The Church celebrates the birth of Jesus Christ, the Son of God, not as an excuse for the saccharin-sweet pictures of babies and family much loved by advertising executives, and secular descriptions of Christmas and the family in general. We celebrate the Holy Family of Jesus, Mary and Joseph as the paradigm of human life and love. The union of husband, wife, and child is the basis of human life, human society, and the church. It brings both rights and responsibilities – it shows us how to live and how to flourish. It is rooted in love – it is costly, it requires sacrifice. As parents and children we know this all too well. The loving care and nurture we see embodied in the Holy Family reminds us of our duty to live out the same in our lives, so that we may truly flourish as human beings made in the image of God through walking in His ways.

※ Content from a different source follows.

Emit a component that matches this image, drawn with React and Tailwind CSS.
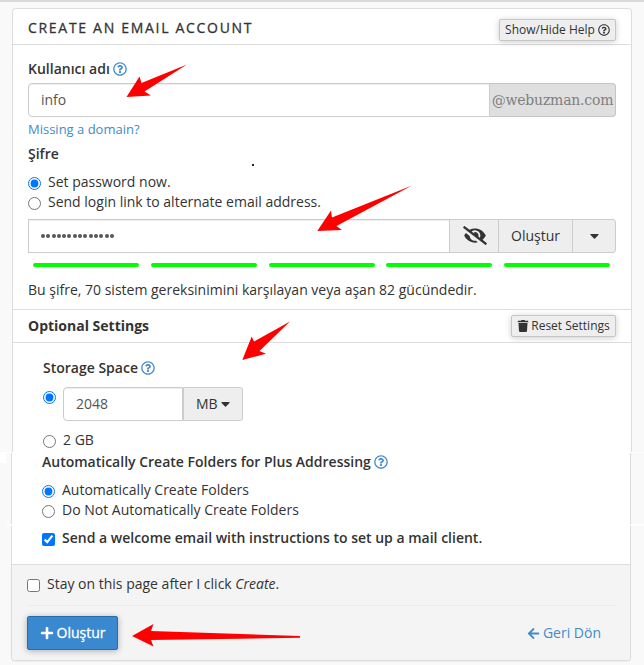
import { FaRegQuestionCircle, FaTrash, FaPlus, FaArrowLeft, FaEyeSlash } from 'react-icons/fa'

const STRENGTH_BARS = [1, 2, 3, 4, 5]

function HelpIcon() {
  return <FaRegQuestionCircle className="w-3.5 h-3.5 shrink-0 text-[#428bca]" />
}

function Caret() {
  return (
    <svg className="w-[9px] h-[5px]" viewBox="0 0 9 5" fill="currentColor">
      <path d="M0.8 0 H8.200 Q8.900 0.300 8.400 0.900 L5 4.600 Q4.500 5 4 4.600 L0.600 0.900 Q0.100 0.300 0.800 0 Z" />
    </svg>
  )
}

function Option({ type = 'radio', name, checked, className = '', children }) {
  return (
    <label className={`flex items-center gap-[7px] h-5 ${className}`}>
      <input type={type} name={name} defaultChecked={checked} className="m-0 mt-0.5 w-[13px] h-[13px] shrink-0" />
      <span className="whitespace-nowrap">{children}</span>
    </label>
  )
}

function SmallButton({ className = '', children }) {
  return (
    <button
      type="button"
      className={`flex items-center justify-center h-[22px] bg-[#eee] border border-[#c6c6c6] rounded-[2px] text-xs whitespace-nowrap shadow-[0_1px_6px_rgba(0,0,0,0.2)] ${className}`}
    >
      {children}
    </button>
  )
}

// Hand drawn pointers that lie over the form
function Pointers() {
  return (
    <svg className="absolute inset-0 pointer-events-none" width="644" height="665" viewBox="0 0 644 665" fill="#ff0000">
      <path d="M187 64.5 L141.500 83 L139.500 76.500 L126.500 97 L151 95.500 L144.500 91.500 Z" />
      <path d="M412 185.500 L332 217.500 L331 210.500 L317.300 231 L342 230 L336.500 226 Z" />
      <path d="M290 321.500 L254 341.500 L251.700 336.500 L242.300 360 L266 353.700 L259.500 351 Z" />
      <path d="M300 636 L151 631 L153.500 624 L132 636 L153.500 646.500 L151 640 L300 637.700 Z" />
    </svg>
  )
}

export default function App() {
  return (
    <div className="relative w-[644px] h-[665px] overflow-hidden bg-[#f9f9f9] border-t-2 border-[#dadada] pt-1.5 pl-3 font-['Open_Sans','Noto_Sans',sans-serif] text-sm leading-5 text-[#333]">
      <section className="w-[620px] h-[444px] bg-white border border-b-0 border-[#ddd] rounded-t-[4px]">
        <header className="flex items-start justify-between h-9 pl-[15px] pr-[15px] border-b border-[#ddd]">
          <h1 className="mt-[9px] text-sm tracking-[1.7px] [-webkit-text-stroke:0.3px_#333]">CREATE AN EMAIL ACCOUNT</h1>
          <SmallButton className="mt-2.5 w-[117px] gap-[3px]">
            Show/Hide Help <FaRegQuestionCircle className="w-3 h-3" />
          </SmallButton>
        </header>

        <div className="h-[265px] px-[15px] pt-3.5 border-b border-[#ddd]">
          <div className="flex items-center gap-[3.5px] font-semibold">
            Kullanıcı adı <HelpIcon />
          </div>
          <div className="flex h-[34px] mt-1">
            <div className="flex-1 flex items-center px-3 border border-[#ccc] rounded-l-[4px] text-[#555] shadow-[inset_0_1px_1px_rgba(0,0,0,0.075)]">info</div>
            <div className="w-[126px] flex items-center justify-center bg-[#dfdfdf] border border-l-0 border-[#c4c4c4] rounded-r-[4px] font-['DejaVu_Serif',serif] text-[14px] tracking-[-0.2px] text-[#808080]">@webuzman.com</div>
          </div>
          <a className="block mt-0.5 text-[13px] text-[#428bca]">Missing a domain?</a>
          <div className="mt-[5px] font-semibold">Şifre</div>
          <Option name="password" checked className="mt-2">Set password now.</Option>
          <Option name="password">Send login link to alternate email address.</Option>
          <div className="flex h-[34px] mt-[7px]">
            <div className="flex-1 flex items-center px-3 border border-[#ccc] shadow-[inset_0_1px_1px_rgba(0,0,0,0.075)]">
              <div className="flex gap-[1.3px]">
                {Array.from({ length: 14 }).map((_, i) => (
                  <span key={i} className="w-1 h-1 rounded-full bg-[#555]" />
                ))}
              </div>
            </div>
            <div className="w-12 flex items-center justify-center bg-[#eee] border-y border-[#ccc]">
              <FaEyeSlash className="w-[24px] h-[19px] mb-0.5 ml-0.5" />
            </div>
            <div className="w-[74px] flex items-center justify-center bg-[#eee] border-y border-l border-[#ccc]">Oluştur</div>
            <div className="w-11 flex items-center justify-center bg-[#eee] border border-[#ccc] rounded-r-[3px]">
              <Caret />
            </div>
          </div>
          <div className="flex justify-between mt-2.5 pl-[5px] pr-1.5">
            {STRENGTH_BARS.map((bar) => (
              <span key={bar} className="w-[106px] h-1 rounded-full bg-[#00ff00]" />
            ))}
          </div>
          <p className="mt-[13px]">Bu şifre, 70 sistem gereksinimini karşılayan veya aşan 82 gücündedir.</p>
        </div>

        <div className="flex items-center justify-between h-[33px] px-[15px] border-b border-[#ddd]">
          <h2 className="font-bold">Optional Settings</h2>
          <SmallButton className="w-[105px] gap-[2px]">
            <FaTrash className="w-3 h-3" /> Reset Settings
          </SmallButton>
        </div>

        <div className="pl-[30px] pt-[15px]">
          <div className="flex items-center gap-[3.5px] font-semibold">
            Storage Space <HelpIcon />
          </div>
          <div className="flex items-start mt-[9px]">
            <input type="radio" name="quota" defaultChecked className="m-0 mt-1 w-[13px] h-[13px]" />
            <div className="ml-[7px] w-[120px] h-[34px] flex items-center px-3 border border-[#ccc] rounded-l-[4px] text-[#555] shadow-[inset_0_1px_1px_rgba(0,0,0,0.075)]">2048</div>
            <div className="w-[60px] h-[34px] flex items-center pl-3 gap-[3px] bg-[#eee] border border-[#ccc] rounded-r-[3px]">
              MB <Caret />
            </div>
          </div>
          <Option name="quota" className="mt-[9px]">2 GB</Option>
        </div>
      </section>

      <section className="-ml-px w-[620px] h-[209px] flex flex-col bg-white border border-t-0 border-[#ddd] rounded-b-[4px] shadow-[0_1px_1px_rgba(0,0,0,0.05)]">
        <div className="h-[112px] pl-[30px]">
          <div className="flex items-center gap-[3px] font-semibold">
            Automatically Create Folders for Plus Addressing <HelpIcon />
          </div>
          <Option name="folders" checked className="mt-2">Automatically Create Folders</Option>
          <Option name="folders">Do Not Automatically Create Folders</Option>
          <Option type="checkbox" checked className="mt-2 font-semibold">Send a welcome email with instructions to set up a mail client.</Option>
        </div>
        <footer className="flex-1 bg-[#f4f4f4] border-t border-[#ddd] rounded-b-[4px] px-[15px] pt-[9px]">
          <Option type="checkbox">
            Stay on this page after I click <em>Create</em>.
          </Option>
          <div className="flex items-center justify-between mt-[11px] pt-2.5 pr-3.5 border-t border-[#ebebeb]">
            <button type="button" className="w-[91px] h-[34px] flex items-center justify-center gap-[3px] bg-[#3a89d0] border border-[#2a6ea8] rounded-[2px] text-white [-webkit-text-stroke:0.3px_#fff] shadow-[0_1px_6px_rgba(0,0,0,0.3)]">
              <FaPlus className="w-3.5 h-3.5" /> Oluştur
            </button>
            <a className="flex items-center gap-[3px] text-[#428bca]">
              <FaArrowLeft className="w-[13px] h-[13px]" /> Geri Dön
            </a>
          </div>
        </footer>
      </section>

      {/* light breaks in the page background beside the panel */}
      <span className="absolute left-0 top-[450px] w-3 h-px bg-white" />
      <span className="absolute left-0 top-[450px] w-1.5 h-[11px] bg-white" />
      <span className="absolute right-0 top-[450px] w-3.5 h-px bg-white" />
      <span className="absolute left-[7px] top-[522px] w-[5px] h-0.5 bg-white" />
      <span className="absolute right-0 top-[522px] w-3.5 h-0.5 bg-white" />

      <span className="absolute left-[252px] top-[162px] w-0.5 h-0.5 bg-[#222]" />
      <div className="absolute -top-0.5 left-0">
        <Pointers />
      </div>
    </div>
  )
}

This morning’s Old Testament Reading reminds us of the need to respect and care for our parents, to do for them what they did for us. Such gentleness and care is at the heart of our faith insofar as it allows us to live out in our lives something of the love and care shown to us by God in Christ, the love and care shown to Him by his own mother and father – the care for Him, His safety and well-being which define the relationship of love. As opposed to the fear of Herod who can only see the coming of the Christ-child as a threat to his own earthy power, in Joseph we see a father who is protective, who puts his family’s needs before his own. This generous self-giving love lies at the heart of our faith: it is shown in every part of Our Lord’s life: from the Annunciation, in his Birth, His life, His proclamation of the Good News of the Kingdom, in His healing of the sick, His forgiveness of sins, in His Passion, His Death and Resurrection.  It is central to S. Paul’s understanding of how Christians should live together: in love – letting everything we say or think or do be rooted in that genuine, costly, self-giving love which comes from God.
          This love lies at the heart of our faith, of our understanding of the human family, and how we seek to live out our faith in our lives, fashioning human society as one rooted in generous love. It makes us as the Church, a family, all equal, loved and redeemed by God, a family which we enter through our baptism, where we are clothed with Christ, where God enters a new covenant with humanity, a new covenant in the body and blood of His Son, which is given to us in Communion, so that we feast in the Banquet of the Kingdom, where humanity is given a foretaste of heaven, where we come to share in the divine life of love shown to the world in Christ Jesus Our Lord and Saviour. So let us live out this love in Our lives, may all that we think, or say, or do, proclaim the love shown to us in Christ and the Holy Family, for our good, and that of the world, that it may see and believe and sing the praise of God the Father, God the Son, and God the Holy Spirit, to whom be ascribed as is most right and just all might, majesty, glory, dominion, and power, now and forever.